* [Work to do]: Repeat the listing exactly as given, omitting every image.

* [Given data]:
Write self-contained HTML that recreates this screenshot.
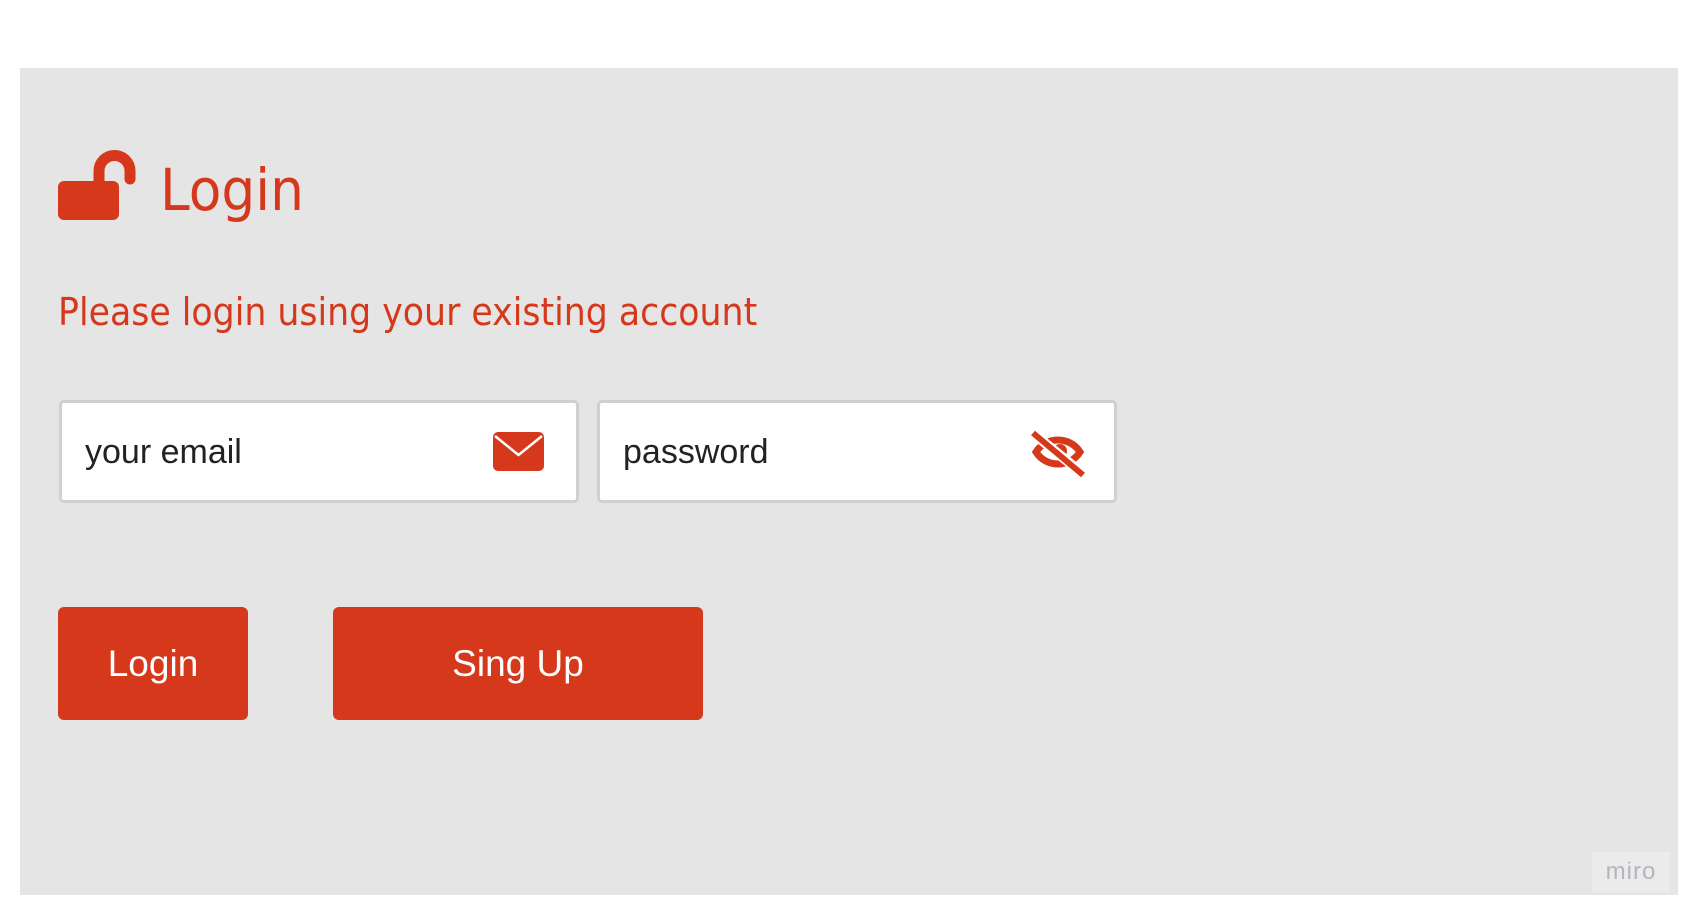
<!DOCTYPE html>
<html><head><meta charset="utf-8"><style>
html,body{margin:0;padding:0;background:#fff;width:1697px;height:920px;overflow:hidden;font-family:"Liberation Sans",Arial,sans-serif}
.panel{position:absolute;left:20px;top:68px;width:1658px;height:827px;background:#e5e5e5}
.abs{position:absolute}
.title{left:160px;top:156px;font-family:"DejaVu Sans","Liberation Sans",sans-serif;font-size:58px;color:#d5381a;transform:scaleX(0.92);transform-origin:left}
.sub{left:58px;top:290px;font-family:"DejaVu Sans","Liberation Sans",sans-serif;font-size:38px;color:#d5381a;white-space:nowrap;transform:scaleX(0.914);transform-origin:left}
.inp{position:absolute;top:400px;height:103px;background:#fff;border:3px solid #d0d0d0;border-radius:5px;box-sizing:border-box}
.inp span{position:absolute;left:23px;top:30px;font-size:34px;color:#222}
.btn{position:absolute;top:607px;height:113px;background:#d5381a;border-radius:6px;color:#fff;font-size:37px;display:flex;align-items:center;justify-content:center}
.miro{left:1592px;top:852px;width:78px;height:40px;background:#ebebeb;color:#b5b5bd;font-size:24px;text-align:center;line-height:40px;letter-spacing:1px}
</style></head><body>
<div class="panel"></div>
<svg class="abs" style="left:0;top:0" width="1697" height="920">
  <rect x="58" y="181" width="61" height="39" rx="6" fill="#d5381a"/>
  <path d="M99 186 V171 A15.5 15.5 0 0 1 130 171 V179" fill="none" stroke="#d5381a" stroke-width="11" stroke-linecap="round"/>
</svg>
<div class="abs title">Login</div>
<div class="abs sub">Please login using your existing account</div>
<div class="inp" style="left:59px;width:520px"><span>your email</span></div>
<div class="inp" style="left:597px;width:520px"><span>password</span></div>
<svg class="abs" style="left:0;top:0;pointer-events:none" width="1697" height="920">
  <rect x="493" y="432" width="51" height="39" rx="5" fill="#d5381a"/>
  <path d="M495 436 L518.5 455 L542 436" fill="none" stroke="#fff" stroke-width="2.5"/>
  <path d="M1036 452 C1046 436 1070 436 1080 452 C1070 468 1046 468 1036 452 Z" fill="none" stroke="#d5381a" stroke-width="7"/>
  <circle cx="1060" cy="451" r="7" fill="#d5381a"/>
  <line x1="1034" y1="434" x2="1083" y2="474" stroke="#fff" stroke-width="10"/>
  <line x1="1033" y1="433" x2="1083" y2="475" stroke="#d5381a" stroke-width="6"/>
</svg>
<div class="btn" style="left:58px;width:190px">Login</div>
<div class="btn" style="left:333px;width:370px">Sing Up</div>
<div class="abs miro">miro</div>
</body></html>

* [Final result]:
Write self-contained HTML that recreates this screenshot.
<!DOCTYPE html>
<html><head><meta charset="utf-8"><style>
html,body{margin:0;padding:0;background:#fff;width:1697px;height:920px;overflow:hidden;font-family:"Liberation Sans",Arial,sans-serif}
.panel{position:absolute;left:20px;top:68px;width:1658px;height:827px;background:#e5e5e5}
.abs{position:absolute}
.title{left:160px;top:156px;font-family:"DejaVu Sans","Liberation Sans",sans-serif;font-size:58px;color:#d5381a;transform:scaleX(0.92);transform-origin:left}
.sub{left:58px;top:290px;font-family:"DejaVu Sans","Liberation Sans",sans-serif;font-size:38px;color:#d5381a;white-space:nowrap;transform:scaleX(0.914);transform-origin:left}
.inp{position:absolute;top:400px;height:103px;background:#fff;border:3px solid #d0d0d0;border-radius:5px;box-sizing:border-box}
.inp span{position:absolute;left:23px;top:30px;font-size:34px;color:#222}
.btn{position:absolute;top:607px;height:113px;background:#d5381a;border-radius:6px;color:#fff;font-size:37px;display:flex;align-items:center;justify-content:center}
.miro{left:1592px;top:852px;width:78px;height:40px;background:#ebebeb;color:#b5b5bd;font-size:24px;text-align:center;line-height:40px;letter-spacing:1px}
</style></head><body>
<div class="panel"></div>
<svg class="abs" style="left:0;top:0" width="1697" height="920">
  <rect x="58" y="181" width="61" height="39" rx="6" fill="#d5381a"/>
  <path d="M99 186 V171 A15.5 15.5 0 0 1 130 171 V179" fill="none" stroke="#d5381a" stroke-width="11" stroke-linecap="round"/>
</svg>
<div class="abs title">Login</div>
<div class="abs sub">Please login using your existing account</div>
<div class="inp" style="left:59px;width:520px"><span>your email</span></div>
<div class="inp" style="left:597px;width:520px"><span>password</span></div>
<svg class="abs" style="left:0;top:0;pointer-events:none" width="1697" height="920">
  <rect x="493" y="432" width="51" height="39" rx="5" fill="#d5381a"/>
  <path d="M495 436 L518.5 455 L542 436" fill="none" stroke="#fff" stroke-width="2.5"/>
  <path d="M1036 452 C1046 436 1070 436 1080 452 C1070 468 1046 468 1036 452 Z" fill="none" stroke="#d5381a" stroke-width="7"/>
  <circle cx="1060" cy="451" r="7" fill="#d5381a"/>
  <line x1="1034" y1="434" x2="1083" y2="474" stroke="#fff" stroke-width="10"/>
  <line x1="1033" y1="433" x2="1083" y2="475" stroke="#d5381a" stroke-width="6"/>
</svg>
<div class="btn" style="left:58px;width:190px">Login</div>
<div class="btn" style="left:333px;width:370px">Sing Up</div>
<div class="abs miro">miro</div>
</body></html>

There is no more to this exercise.